Hacker News new | ask | show | jobs
by laserDinosaur 709 days ago
>Call me old fashion but I really like integer autoincrement primary keys.

Just hope you never have to merge tables from two databases together.

1 comments

This is exceptionally rare in most projects.

I know of only one person in my entire career that had to do this. And they managed it just fine despite working with auto-incrementing big ints.

Yet some folks advocate that all projects should pay an expensive insurance against this elusive event of two databases being merged.

>And they managed it just fine despite working with auto-incrementing big ints.

I wonder how. I've had to do several big merges in my career, and it was always a nightmare because of all the external systems which were already referencing and storing those pre-existing ints. Sure, merging the databases is easy if you don't mind regenerating all the Id's, but it's not usually that simple.

Simplest way is to keep the identifiers from DB A and increment all the identifiers from DB B by an offset. Third parties complicates things of course but internally it can be pretty simple, so maybe they just didn't have too many third parties using the IDs.
That was it if I recall.

They wrote a small script with the logic involved in the merging. PKs and FKs of only one database had to be incremented by an offset of max(table.pk) + safe margin.

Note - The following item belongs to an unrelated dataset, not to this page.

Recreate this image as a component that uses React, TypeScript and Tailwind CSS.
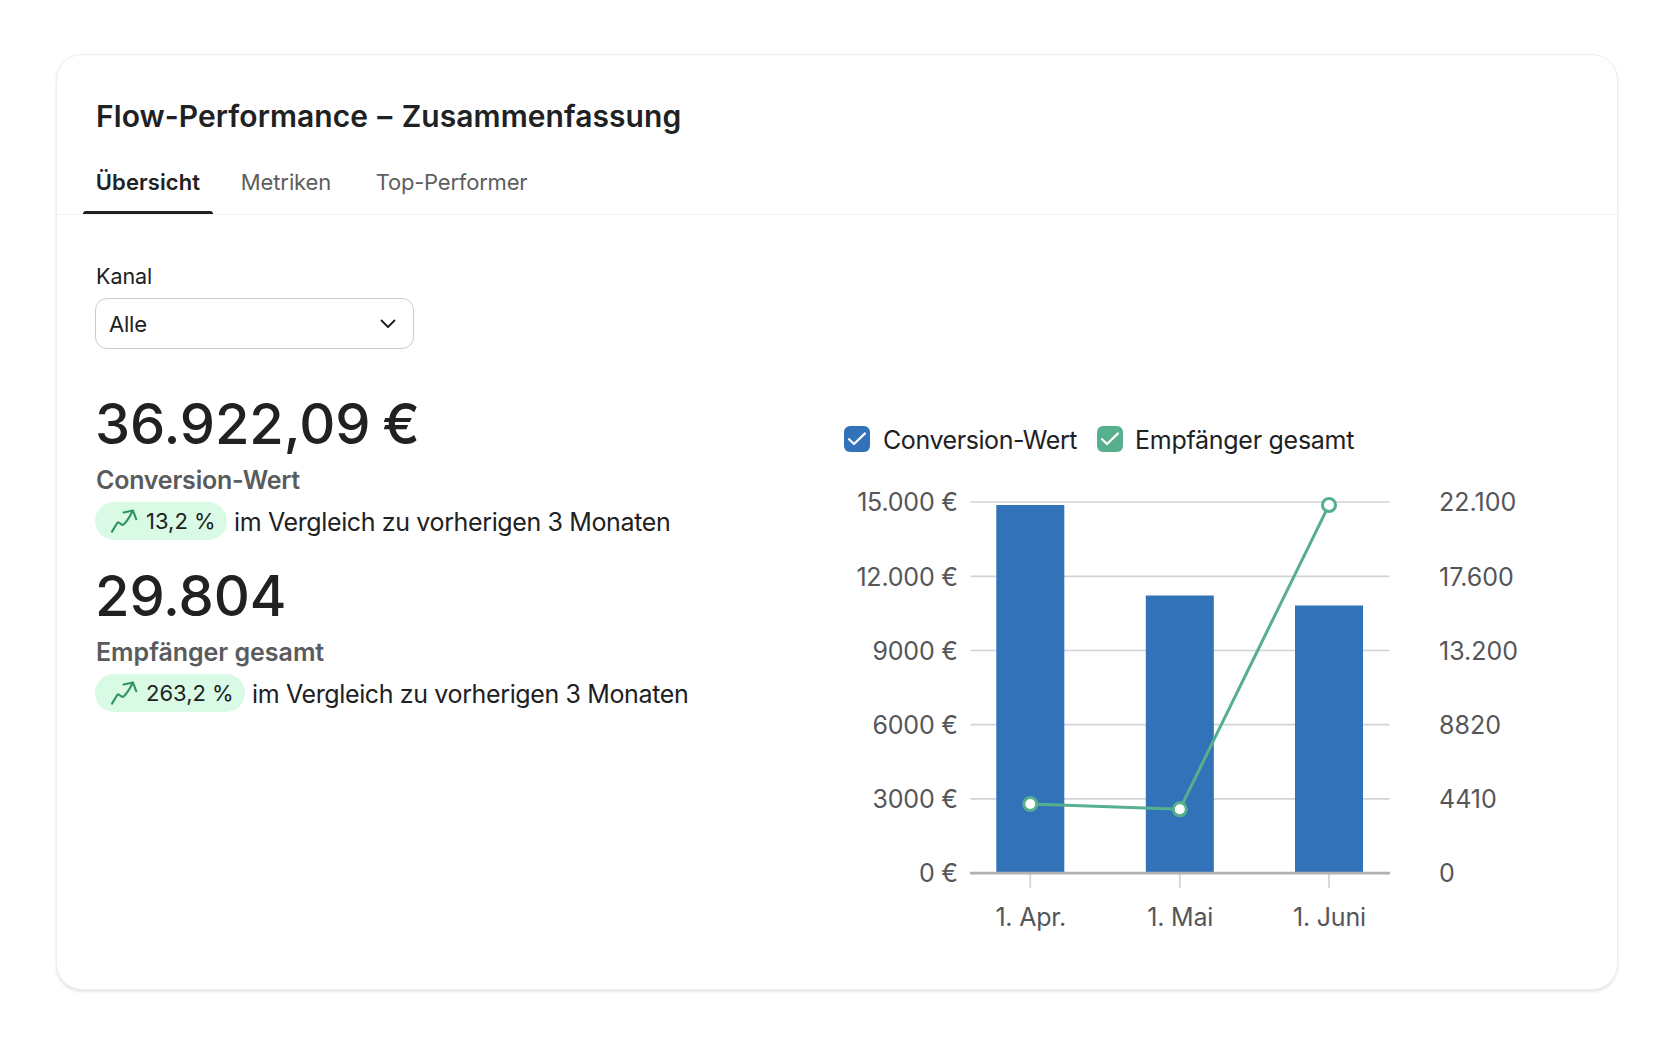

They did this for each table.

Once this script was tested multiple times with subsets of each database, they stopped production and ran the script against it (with backup fallbacks). A small downtime window in a Sunday.

And that was it. The databases never had to pay the UUID tax, before or after.

>they stopped production

Oh I see, we're talking about two entirely different worlds here, lol.

Not being able to stop production database for a very short window once in a lifetime is another exceptionally rare business case.

I've seen architecture astronauts make their business pay unreasonable tech insurances by adding complexity to avoid simply pausing production for some minutes when it could have been much cheaper this way.

And from my understanding, in the case I mentioned, they chose to stop production to simplify the process. But they didn't have to.

A mixture of replication plus code changes to write in two databases could also have solved the issue.

Most business die because they can't move fast enough. Not because their production database stopped for a few minutes.

Stopping production on db B isn't really a requirement, just makes it easier.
I swear, it really reads like "oh you like SOME TECHNOLOGY? we'll se how you like it when FARCICALLY RARE EVENT happens
I know right?

"If your architecture can't withstand life threatening solar flares, third world war, sabotaging of undersea cables and 1 billion concurrent users can you even call yourself an engineer?"